Scan the entries below and report only how many lines contain "React".

## BEGIN Records for this task

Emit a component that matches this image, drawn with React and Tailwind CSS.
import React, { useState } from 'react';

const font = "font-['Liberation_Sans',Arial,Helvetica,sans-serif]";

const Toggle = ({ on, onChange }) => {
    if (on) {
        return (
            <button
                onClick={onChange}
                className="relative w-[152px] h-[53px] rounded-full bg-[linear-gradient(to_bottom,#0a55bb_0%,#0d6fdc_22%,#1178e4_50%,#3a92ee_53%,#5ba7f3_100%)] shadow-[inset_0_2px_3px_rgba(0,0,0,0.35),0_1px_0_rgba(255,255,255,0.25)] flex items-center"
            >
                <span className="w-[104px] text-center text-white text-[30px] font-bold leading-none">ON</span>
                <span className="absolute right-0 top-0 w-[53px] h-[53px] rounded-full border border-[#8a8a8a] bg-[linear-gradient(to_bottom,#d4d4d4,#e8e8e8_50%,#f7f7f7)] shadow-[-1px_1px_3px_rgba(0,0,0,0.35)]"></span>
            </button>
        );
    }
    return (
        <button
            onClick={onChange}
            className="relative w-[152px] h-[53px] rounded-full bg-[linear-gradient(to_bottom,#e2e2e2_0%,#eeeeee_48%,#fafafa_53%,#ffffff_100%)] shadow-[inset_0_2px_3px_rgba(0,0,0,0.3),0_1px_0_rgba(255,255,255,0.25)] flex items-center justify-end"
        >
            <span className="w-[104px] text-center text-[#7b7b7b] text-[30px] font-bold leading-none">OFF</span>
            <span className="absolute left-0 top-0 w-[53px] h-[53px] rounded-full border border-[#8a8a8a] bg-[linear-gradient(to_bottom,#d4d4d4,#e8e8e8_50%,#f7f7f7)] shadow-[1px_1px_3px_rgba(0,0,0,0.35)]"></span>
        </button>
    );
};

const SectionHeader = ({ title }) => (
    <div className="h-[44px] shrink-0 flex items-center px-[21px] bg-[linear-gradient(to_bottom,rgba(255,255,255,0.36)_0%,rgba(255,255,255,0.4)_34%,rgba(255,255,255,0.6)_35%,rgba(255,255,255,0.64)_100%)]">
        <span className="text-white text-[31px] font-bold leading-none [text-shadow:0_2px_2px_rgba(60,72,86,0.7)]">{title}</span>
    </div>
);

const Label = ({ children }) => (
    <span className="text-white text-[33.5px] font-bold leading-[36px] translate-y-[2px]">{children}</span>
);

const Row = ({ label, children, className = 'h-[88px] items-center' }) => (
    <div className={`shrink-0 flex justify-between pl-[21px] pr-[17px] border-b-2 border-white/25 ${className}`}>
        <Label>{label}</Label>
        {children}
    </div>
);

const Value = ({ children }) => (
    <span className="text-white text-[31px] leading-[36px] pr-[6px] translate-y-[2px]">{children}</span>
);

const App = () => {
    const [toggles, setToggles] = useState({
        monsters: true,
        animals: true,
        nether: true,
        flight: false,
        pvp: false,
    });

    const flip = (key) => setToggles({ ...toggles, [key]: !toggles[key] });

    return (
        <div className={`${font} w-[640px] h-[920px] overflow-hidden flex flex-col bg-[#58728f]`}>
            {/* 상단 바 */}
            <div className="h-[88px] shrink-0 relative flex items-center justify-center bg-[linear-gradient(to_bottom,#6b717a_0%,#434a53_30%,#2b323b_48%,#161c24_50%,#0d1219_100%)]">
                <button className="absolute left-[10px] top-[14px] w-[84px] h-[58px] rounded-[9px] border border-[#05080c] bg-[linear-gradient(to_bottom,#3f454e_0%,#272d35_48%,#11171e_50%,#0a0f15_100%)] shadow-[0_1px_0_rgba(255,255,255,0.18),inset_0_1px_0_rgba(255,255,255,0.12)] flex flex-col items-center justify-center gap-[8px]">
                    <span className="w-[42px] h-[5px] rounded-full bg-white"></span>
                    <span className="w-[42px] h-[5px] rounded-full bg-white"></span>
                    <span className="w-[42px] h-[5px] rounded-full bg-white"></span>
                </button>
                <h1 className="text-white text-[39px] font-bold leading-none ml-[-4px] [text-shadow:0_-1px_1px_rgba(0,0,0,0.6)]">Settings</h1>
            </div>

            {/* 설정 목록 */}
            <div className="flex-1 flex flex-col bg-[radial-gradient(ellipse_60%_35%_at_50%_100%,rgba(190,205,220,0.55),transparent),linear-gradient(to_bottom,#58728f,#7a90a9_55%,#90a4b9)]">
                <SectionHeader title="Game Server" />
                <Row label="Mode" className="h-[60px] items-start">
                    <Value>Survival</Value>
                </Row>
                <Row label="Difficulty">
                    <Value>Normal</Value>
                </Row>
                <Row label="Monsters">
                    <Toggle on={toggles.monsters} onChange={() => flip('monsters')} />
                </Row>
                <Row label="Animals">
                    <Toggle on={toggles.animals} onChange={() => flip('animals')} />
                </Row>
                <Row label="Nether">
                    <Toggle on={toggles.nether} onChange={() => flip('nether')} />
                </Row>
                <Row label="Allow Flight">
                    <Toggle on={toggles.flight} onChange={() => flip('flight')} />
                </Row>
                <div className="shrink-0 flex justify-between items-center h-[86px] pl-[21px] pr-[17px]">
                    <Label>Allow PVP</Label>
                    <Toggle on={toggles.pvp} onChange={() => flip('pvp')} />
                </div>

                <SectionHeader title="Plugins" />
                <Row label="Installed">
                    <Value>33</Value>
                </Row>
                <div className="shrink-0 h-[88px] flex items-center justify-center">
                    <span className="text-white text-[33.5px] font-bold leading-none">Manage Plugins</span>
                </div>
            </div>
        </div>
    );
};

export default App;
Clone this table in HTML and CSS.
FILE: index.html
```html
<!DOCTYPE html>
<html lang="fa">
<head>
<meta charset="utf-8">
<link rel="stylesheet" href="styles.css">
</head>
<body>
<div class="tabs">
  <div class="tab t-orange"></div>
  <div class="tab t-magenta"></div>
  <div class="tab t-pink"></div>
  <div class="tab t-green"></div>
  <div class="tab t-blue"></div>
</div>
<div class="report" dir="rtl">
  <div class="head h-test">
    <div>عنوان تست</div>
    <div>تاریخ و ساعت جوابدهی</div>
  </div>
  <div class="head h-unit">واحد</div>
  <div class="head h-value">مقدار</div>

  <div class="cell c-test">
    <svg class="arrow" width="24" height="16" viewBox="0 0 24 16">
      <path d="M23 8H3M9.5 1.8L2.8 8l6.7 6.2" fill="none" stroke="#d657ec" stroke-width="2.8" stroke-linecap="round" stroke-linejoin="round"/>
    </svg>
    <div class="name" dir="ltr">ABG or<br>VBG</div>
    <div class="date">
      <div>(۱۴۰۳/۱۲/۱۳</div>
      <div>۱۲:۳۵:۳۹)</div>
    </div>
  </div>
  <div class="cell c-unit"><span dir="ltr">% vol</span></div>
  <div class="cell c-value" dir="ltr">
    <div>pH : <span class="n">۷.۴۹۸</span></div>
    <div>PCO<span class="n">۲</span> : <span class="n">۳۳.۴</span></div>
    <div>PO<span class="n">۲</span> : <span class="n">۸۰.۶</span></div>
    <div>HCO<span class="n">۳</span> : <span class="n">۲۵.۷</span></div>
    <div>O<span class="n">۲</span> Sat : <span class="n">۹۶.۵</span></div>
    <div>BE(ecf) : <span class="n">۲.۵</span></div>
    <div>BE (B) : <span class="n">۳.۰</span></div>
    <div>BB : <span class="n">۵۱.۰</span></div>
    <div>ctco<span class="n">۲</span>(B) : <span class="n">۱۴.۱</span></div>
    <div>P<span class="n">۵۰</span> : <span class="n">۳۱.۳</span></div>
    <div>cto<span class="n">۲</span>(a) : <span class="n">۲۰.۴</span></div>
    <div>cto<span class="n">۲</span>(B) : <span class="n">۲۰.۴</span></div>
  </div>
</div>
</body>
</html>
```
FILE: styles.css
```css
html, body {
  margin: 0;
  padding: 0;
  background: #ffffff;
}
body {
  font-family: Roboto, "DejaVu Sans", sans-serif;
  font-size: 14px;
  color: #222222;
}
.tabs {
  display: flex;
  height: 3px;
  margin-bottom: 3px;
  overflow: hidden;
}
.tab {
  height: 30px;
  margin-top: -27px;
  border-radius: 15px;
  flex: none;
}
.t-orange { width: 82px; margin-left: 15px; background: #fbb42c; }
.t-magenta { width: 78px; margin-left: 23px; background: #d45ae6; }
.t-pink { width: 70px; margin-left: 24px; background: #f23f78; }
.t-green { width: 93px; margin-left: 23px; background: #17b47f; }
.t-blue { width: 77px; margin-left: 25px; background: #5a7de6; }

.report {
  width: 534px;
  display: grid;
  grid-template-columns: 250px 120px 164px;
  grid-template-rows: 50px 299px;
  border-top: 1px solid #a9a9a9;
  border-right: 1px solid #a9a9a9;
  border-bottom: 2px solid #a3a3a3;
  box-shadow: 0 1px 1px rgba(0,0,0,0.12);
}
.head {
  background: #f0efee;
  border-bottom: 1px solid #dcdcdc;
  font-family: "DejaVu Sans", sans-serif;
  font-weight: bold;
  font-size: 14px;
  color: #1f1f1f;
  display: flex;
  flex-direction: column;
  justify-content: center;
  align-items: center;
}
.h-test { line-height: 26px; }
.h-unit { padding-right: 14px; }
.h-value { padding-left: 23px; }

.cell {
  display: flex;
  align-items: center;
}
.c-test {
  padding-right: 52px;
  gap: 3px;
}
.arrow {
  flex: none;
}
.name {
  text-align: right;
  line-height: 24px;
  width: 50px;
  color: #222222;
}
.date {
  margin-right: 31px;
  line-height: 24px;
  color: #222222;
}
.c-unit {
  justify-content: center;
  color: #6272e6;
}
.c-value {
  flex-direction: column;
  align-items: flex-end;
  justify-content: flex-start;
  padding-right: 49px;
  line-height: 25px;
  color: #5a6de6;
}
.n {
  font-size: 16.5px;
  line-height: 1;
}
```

## END Records for this task

Solution
2